Do this — The records below need retyping in full; give them again exactly.

Saved entries:
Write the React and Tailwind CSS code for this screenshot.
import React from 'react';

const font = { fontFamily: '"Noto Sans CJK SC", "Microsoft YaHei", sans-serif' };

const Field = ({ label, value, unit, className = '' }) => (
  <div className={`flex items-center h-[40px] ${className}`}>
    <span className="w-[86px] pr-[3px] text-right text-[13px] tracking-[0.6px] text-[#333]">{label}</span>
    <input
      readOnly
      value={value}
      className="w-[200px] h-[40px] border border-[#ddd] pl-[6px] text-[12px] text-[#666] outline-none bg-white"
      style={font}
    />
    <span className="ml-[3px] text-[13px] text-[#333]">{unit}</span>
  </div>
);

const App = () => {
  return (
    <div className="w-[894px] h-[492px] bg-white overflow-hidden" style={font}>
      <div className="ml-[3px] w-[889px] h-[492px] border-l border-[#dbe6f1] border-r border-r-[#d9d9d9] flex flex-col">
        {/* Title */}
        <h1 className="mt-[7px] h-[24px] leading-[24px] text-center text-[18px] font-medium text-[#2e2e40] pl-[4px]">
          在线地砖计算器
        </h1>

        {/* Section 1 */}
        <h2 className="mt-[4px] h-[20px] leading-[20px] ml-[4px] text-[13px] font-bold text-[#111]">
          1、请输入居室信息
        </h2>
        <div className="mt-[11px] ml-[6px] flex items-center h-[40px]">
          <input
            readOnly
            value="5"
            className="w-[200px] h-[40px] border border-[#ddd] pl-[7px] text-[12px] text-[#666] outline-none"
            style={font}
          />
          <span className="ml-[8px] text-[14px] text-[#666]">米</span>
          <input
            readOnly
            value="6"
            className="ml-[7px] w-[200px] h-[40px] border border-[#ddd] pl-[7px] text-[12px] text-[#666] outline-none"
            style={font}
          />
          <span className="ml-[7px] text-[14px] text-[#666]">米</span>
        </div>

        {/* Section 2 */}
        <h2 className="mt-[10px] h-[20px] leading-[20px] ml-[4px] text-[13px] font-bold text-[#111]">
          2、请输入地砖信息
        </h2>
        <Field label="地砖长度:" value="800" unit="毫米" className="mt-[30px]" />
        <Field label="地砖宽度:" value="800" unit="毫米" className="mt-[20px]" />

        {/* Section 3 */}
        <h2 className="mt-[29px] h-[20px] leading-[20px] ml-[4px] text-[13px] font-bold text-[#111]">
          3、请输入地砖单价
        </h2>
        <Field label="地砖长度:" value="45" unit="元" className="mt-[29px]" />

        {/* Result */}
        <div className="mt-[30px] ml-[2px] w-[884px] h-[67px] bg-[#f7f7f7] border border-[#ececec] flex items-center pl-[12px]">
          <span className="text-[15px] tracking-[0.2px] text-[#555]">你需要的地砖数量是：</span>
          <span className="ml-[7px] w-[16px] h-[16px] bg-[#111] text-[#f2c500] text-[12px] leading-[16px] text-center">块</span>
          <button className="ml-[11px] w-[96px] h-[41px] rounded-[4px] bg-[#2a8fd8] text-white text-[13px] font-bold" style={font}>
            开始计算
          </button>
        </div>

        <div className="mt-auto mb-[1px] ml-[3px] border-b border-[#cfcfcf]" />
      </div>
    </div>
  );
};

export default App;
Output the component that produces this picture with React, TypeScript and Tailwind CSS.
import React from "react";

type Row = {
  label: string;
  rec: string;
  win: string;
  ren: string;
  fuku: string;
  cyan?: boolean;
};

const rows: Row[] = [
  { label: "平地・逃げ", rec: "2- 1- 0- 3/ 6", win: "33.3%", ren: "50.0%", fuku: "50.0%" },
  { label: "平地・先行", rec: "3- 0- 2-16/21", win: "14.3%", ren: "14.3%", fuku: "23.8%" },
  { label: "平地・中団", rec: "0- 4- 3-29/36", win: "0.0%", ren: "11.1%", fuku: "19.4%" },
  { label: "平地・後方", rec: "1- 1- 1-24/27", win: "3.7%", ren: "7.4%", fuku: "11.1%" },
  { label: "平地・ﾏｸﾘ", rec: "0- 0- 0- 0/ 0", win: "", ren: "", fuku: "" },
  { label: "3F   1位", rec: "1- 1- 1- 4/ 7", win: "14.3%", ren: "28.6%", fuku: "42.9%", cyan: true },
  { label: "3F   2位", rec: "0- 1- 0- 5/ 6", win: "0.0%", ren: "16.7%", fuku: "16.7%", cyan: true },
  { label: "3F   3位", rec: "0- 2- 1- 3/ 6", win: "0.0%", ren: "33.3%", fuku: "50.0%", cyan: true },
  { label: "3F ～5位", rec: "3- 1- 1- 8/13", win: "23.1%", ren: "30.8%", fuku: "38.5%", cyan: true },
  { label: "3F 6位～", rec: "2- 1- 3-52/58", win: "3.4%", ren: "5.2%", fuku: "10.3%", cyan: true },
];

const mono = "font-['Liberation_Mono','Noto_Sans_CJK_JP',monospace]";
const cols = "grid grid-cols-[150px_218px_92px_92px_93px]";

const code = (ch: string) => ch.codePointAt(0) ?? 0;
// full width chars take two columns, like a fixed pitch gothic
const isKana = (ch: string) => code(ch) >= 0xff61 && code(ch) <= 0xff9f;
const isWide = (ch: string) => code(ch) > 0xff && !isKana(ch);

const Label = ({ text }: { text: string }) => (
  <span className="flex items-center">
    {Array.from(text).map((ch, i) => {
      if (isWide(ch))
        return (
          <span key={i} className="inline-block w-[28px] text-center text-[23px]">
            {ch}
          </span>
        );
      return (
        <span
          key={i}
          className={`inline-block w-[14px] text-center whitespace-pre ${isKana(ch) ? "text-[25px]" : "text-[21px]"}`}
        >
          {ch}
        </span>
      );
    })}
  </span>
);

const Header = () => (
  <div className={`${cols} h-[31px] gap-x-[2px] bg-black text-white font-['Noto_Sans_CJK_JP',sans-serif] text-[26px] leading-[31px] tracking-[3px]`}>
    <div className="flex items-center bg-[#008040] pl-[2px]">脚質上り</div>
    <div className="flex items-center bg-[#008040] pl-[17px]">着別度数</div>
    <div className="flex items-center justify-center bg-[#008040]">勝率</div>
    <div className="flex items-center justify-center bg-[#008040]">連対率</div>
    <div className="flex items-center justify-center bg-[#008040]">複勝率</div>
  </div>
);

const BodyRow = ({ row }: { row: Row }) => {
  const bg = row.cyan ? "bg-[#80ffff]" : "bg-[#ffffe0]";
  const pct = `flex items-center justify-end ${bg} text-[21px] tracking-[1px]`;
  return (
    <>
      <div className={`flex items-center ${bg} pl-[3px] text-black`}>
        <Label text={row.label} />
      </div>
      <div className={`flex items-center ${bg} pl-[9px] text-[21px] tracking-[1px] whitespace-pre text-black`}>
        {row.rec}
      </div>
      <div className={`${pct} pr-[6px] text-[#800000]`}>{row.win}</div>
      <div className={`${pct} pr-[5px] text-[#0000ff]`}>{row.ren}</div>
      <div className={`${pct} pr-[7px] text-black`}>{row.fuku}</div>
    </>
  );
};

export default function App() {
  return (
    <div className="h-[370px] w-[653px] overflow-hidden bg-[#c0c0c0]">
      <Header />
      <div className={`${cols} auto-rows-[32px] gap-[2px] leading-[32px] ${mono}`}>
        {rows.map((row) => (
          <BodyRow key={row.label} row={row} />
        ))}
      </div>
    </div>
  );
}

Correct result —
Write the React and Tailwind CSS code for this screenshot.
import React from 'react';

const font = { fontFamily: '"Noto Sans CJK SC", "Microsoft YaHei", sans-serif' };

const Field = ({ label, value, unit, className = '' }) => (
  <div className={`flex items-center h-[40px] ${className}`}>
    <span className="w-[86px] pr-[3px] text-right text-[13px] tracking-[0.6px] text-[#333]">{label}</span>
    <input
      readOnly
      value={value}
      className="w-[200px] h-[40px] border border-[#ddd] pl-[6px] text-[12px] text-[#666] outline-none bg-white"
      style={font}
    />
    <span className="ml-[3px] text-[13px] text-[#333]">{unit}</span>
  </div>
);

const App = () => {
  return (
    <div className="w-[894px] h-[492px] bg-white overflow-hidden" style={font}>
      <div className="ml-[3px] w-[889px] h-[492px] border-l border-[#dbe6f1] border-r border-r-[#d9d9d9] flex flex-col">
        {/* Title */}
        <h1 className="mt-[7px] h-[24px] leading-[24px] text-center text-[18px] font-medium text-[#2e2e40] pl-[4px]">
          在线地砖计算器
        </h1>

        {/* Section 1 */}
        <h2 className="mt-[4px] h-[20px] leading-[20px] ml-[4px] text-[13px] font-bold text-[#111]">
          1、请输入居室信息
        </h2>
        <div className="mt-[11px] ml-[6px] flex items-center h-[40px]">
          <input
            readOnly
            value="5"
            className="w-[200px] h-[40px] border border-[#ddd] pl-[7px] text-[12px] text-[#666] outline-none"
            style={font}
          />
          <span className="ml-[8px] text-[14px] text-[#666]">米</span>
          <input
            readOnly
            value="6"
            className="ml-[7px] w-[200px] h-[40px] border border-[#ddd] pl-[7px] text-[12px] text-[#666] outline-none"
            style={font}
          />
          <span className="ml-[7px] text-[14px] text-[#666]">米</span>
        </div>

        {/* Section 2 */}
        <h2 className="mt-[10px] h-[20px] leading-[20px] ml-[4px] text-[13px] font-bold text-[#111]">
          2、请输入地砖信息
        </h2>
        <Field label="地砖长度:" value="800" unit="毫米" className="mt-[30px]" />
        <Field label="地砖宽度:" value="800" unit="毫米" className="mt-[20px]" />

        {/* Section 3 */}
        <h2 className="mt-[29px] h-[20px] leading-[20px] ml-[4px] text-[13px] font-bold text-[#111]">
          3、请输入地砖单价
        </h2>
        <Field label="地砖长度:" value="45" unit="元" className="mt-[29px]" />

        {/* Result */}
        <div className="mt-[30px] ml-[2px] w-[884px] h-[67px] bg-[#f7f7f7] border border-[#ececec] flex items-center pl-[12px]">
          <span className="text-[15px] tracking-[0.2px] text-[#555]">你需要的地砖数量是：</span>
          <span className="ml-[7px] w-[16px] h-[16px] bg-[#111] text-[#f2c500] text-[12px] leading-[16px] text-center">块</span>
          <button className="ml-[11px] w-[96px] h-[41px] rounded-[4px] bg-[#2a8fd8] text-white text-[13px] font-bold" style={font}>
            开始计算
          </button>
        </div>

        <div className="mt-auto mb-[1px] ml-[3px] border-b border-[#cfcfcf]" />
      </div>
    </div>
  );
};

export default App;
Output the component that produces this picture with React, TypeScript and Tailwind CSS.
import React from "react";

type Row = {
  label: string;
  rec: string;
  win: string;
  ren: string;
  fuku: string;
  cyan?: boolean;
};

const rows: Row[] = [
  { label: "平地・逃げ", rec: "2- 1- 0- 3/ 6", win: "33.3%", ren: "50.0%", fuku: "50.0%" },
  { label: "平地・先行", rec: "3- 0- 2-16/21", win: "14.3%", ren: "14.3%", fuku: "23.8%" },
  { label: "平地・中団", rec: "0- 4- 3-29/36", win: "0.0%", ren: "11.1%", fuku: "19.4%" },
  { label: "平地・後方", rec: "1- 1- 1-24/27", win: "3.7%", ren: "7.4%", fuku: "11.1%" },
  { label: "平地・ﾏｸﾘ", rec: "0- 0- 0- 0/ 0", win: "", ren: "", fuku: "" },
  { label: "3F   1位", rec: "1- 1- 1- 4/ 7", win: "14.3%", ren: "28.6%", fuku: "42.9%", cyan: true },
  { label: "3F   2位", rec: "0- 1- 0- 5/ 6", win: "0.0%", ren: "16.7%", fuku: "16.7%", cyan: true },
  { label: "3F   3位", rec: "0- 2- 1- 3/ 6", win: "0.0%", ren: "33.3%", fuku: "50.0%", cyan: true },
  { label: "3F ～5位", rec: "3- 1- 1- 8/13", win: "23.1%", ren: "30.8%", fuku: "38.5%", cyan: true },
  { label: "3F 6位～", rec: "2- 1- 3-52/58", win: "3.4%", ren: "5.2%", fuku: "10.3%", cyan: true },
];

const mono = "font-['Liberation_Mono','Noto_Sans_CJK_JP',monospace]";
const cols = "grid grid-cols-[150px_218px_92px_92px_93px]";

const code = (ch: string) => ch.codePointAt(0) ?? 0;
// full width chars take two columns, like a fixed pitch gothic
const isKana = (ch: string) => code(ch) >= 0xff61 && code(ch) <= 0xff9f;
const isWide = (ch: string) => code(ch) > 0xff && !isKana(ch);

const Label = ({ text }: { text: string }) => (
  <span className="flex items-center">
    {Array.from(text).map((ch, i) => {
      if (isWide(ch))
        return (
          <span key={i} className="inline-block w-[28px] text-center text-[23px]">
            {ch}
          </span>
        );
      return (
        <span
          key={i}
          className={`inline-block w-[14px] text-center whitespace-pre ${isKana(ch) ? "text-[25px]" : "text-[21px]"}`}
        >
          {ch}
        </span>
      );
    })}
  </span>
);

const Header = () => (
  <div className={`${cols} h-[31px] gap-x-[2px] bg-black text-white font-['Noto_Sans_CJK_JP',sans-serif] text-[26px] leading-[31px] tracking-[3px]`}>
    <div className="flex items-center bg-[#008040] pl-[2px]">脚質上り</div>
    <div className="flex items-center bg-[#008040] pl-[17px]">着別度数</div>
    <div className="flex items-center justify-center bg-[#008040]">勝率</div>
    <div className="flex items-center justify-center bg-[#008040]">連対率</div>
    <div className="flex items-center justify-center bg-[#008040]">複勝率</div>
  </div>
);

const BodyRow = ({ row }: { row: Row }) => {
  const bg = row.cyan ? "bg-[#80ffff]" : "bg-[#ffffe0]";
  const pct = `flex items-center justify-end ${bg} text-[21px] tracking-[1px]`;
  return (
    <>
      <div className={`flex items-center ${bg} pl-[3px] text-black`}>
        <Label text={row.label} />
      </div>
      <div className={`flex items-center ${bg} pl-[9px] text-[21px] tracking-[1px] whitespace-pre text-black`}>
        {row.rec}
      </div>
      <div className={`${pct} pr-[6px] text-[#800000]`}>{row.win}</div>
      <div className={`${pct} pr-[5px] text-[#0000ff]`}>{row.ren}</div>
      <div className={`${pct} pr-[7px] text-black`}>{row.fuku}</div>
    </>
  );
};

export default function App() {
  return (
    <div className="h-[370px] w-[653px] overflow-hidden bg-[#c0c0c0]">
      <Header />
      <div className={`${cols} auto-rows-[32px] gap-[2px] leading-[32px] ${mono}`}>
        {rows.map((row) => (
          <BodyRow key={row.label} row={row} />
        ))}
      </div>
    </div>
  );
}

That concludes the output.